As chair, Whidden said he is not taking public sides on the issue.
Other provinces are watching.
Dairy Farmers of Ontario notes that the 2009 deal to standardize policies was intended to create equity be-tween producers in the affected provinces.
“A withdrawal from that commitment would need to be assessed by other P5 provinces in the context of the overall objectives pursued by the P5 harmonization process,” it said in a statement on the issue.
Capping escalating quota prices was also sold as a policy aimed at reducing costs for younger producers trying to enter the dairy business.
Nova Scotia agriculture minister John MacDonell said he is watching closely, although he too is not taking a public position.
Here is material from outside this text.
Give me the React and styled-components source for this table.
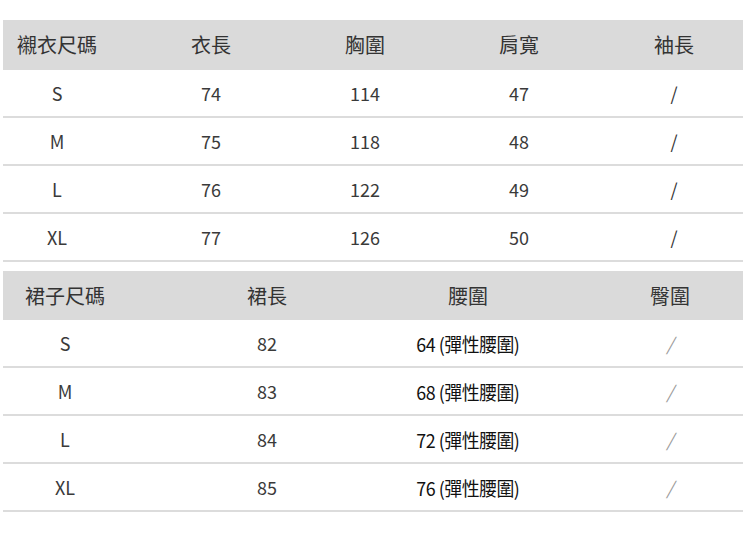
import React from "react";
import styled, { createGlobalStyle } from "styled-components";

const GlobalStyle = createGlobalStyle`
  body {
    margin: 0;
    background: #fff;
    font-family: "Noto Sans CJK TC", "Noto Sans", sans-serif;
  }
`;

const SPage = styled.div`
  width: 740px;
  padding: 20px 0 0 3px;
  display: flex;
  flex-direction: column;
  gap: 9px;
`;

const STable = styled.div`
  display: flex;
  flex-direction: column;
  overflow: hidden;
`;

const SRow = styled.div`
  display: grid;
  grid-template-columns: ${p => p.$cols};
  align-items: center;
  box-sizing: border-box;
  height: ${p => (p.$head ? p.$headHeight : 48)}px;
  background: ${p => (p.$head ? "#dadada" : "#fff")};
  border-bottom: ${p => (p.$head ? "none" : "2px solid #dcdcdc")};
`;

const SCell = styled.div`
  text-align: center;
  font-size: ${p => (p.$head ? 20 : 18)}px;
  color: ${p => (p.$head ? "#333" : "#3a3a3a")};
  line-height: 1;
  white-space: nowrap;
`;

const SWaist = styled.span`
  display: inline-block;
  color: #111;
  font-size: 19px;
  letter-spacing: -0.5px;
  transform: scaleX(0.94);
`;

const SSlash = styled.span`
  color: ${p => (p.$light ? "#9a9a9a" : "#333")};
  font-style: ${p => (p.$light ? "italic" : "normal")};
`;

const shirt = {
  cols: "108px 200px 108px 200px 110px",
  headHeight: 50,
  head: ["襯衣尺碼", "衣長", "胸圍", "肩寬", "袖長"],
  rows: [
    ["S", "74", "114", "47", "/"],
    ["M", "75", "118", "48", "/"],
    ["L", "76", "122", "49", "/"],
    ["XL", "77", "126", "50", "/"]
  ]
};

const skirt = {
  cols: "124px 280px 122px 282px",
  headHeight: 49,
  head: ["裙子尺碼", "裙長", "腰圍", "臀圍"],
  rows: [
    ["S", "82", "64 (彈性腰圍)", "/"],
    ["M", "83", "68 (彈性腰圍)", "/"],
    ["L", "84", "72 (彈性腰圍)", "/"],
    ["XL", "85", "76 (彈性腰圍)", "/"]
  ]
};

const renderValue = (value, skirtTable) => {
  if (value === "/") return <SSlash $light={skirtTable}>/</SSlash>;
  if (value.includes("彈性")) return <SWaist>{value}</SWaist>;
  return value;
};

const SizeTable = ({ data, skirtTable }) => (
  <STable>
    <SRow $head $headHeight={data.headHeight} $cols={data.cols}>
      {data.head.map(h => (
        <SCell $head key={h}>
          {h}
        </SCell>
      ))}
    </SRow>
    {data.rows.map(row => (
      <SRow key={row[0]} $cols={data.cols}>
        {row.map((v, i) => (
          <SCell key={i}>{renderValue(v, skirtTable)}</SCell>
        ))}
      </SRow>
    ))}
  </STable>
);

const App = () => (
  <>
    <GlobalStyle />
    <SPage>
      <SizeTable data={shirt} />
      <SizeTable data={skirt} skirtTable />
    </SPage>
  </>
);

export default App;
“It’s an issue and I do want to say I’m trying to stay very close to it,” he recently said at the end of a federal-provincial agriculture ministers’ meeting in Halifax.
“I see it as significant as much as they deem it to be significant and so I’m hopeful that the members will all come to the same page.”
The quota cap has been a controversial issue in Nova Scotia since it started.
Farmer critics went to court, complaining that a board decision to impose a value was a confiscation of their property. In some cases, they had paid more than $25,000 for their quota.
Both the Nova Scotia Supreme Court and the appeals court have ruled that DFNS has the right to regulate the amount and price of quota.
Dairy farmer Doug Bacon, one of the leading dissidents who led the court challenge, said after the decision that producers would lose millions of dollars worth of quota value.
DFNS responded in a submission to the court: “It (quota) has never been designed or intended to be an asset or retirement vehicle for dairy farmers.”
However, enough producers oppose the cap that they were able to elect allies to the DFNS board and force this week’s special meeting to consider ending it.
MacDonell said the courts have sided with the dairy board, but producers have the right to try changing the policy.
“I’m certainly a big supporter of democracy,” he said.
“I’m going to be a bystander to see what comes out of the meeting. My understanding is that there is a fair bit of the membership that’s supportive of the cap.”
Western provinces do not impose quota price caps.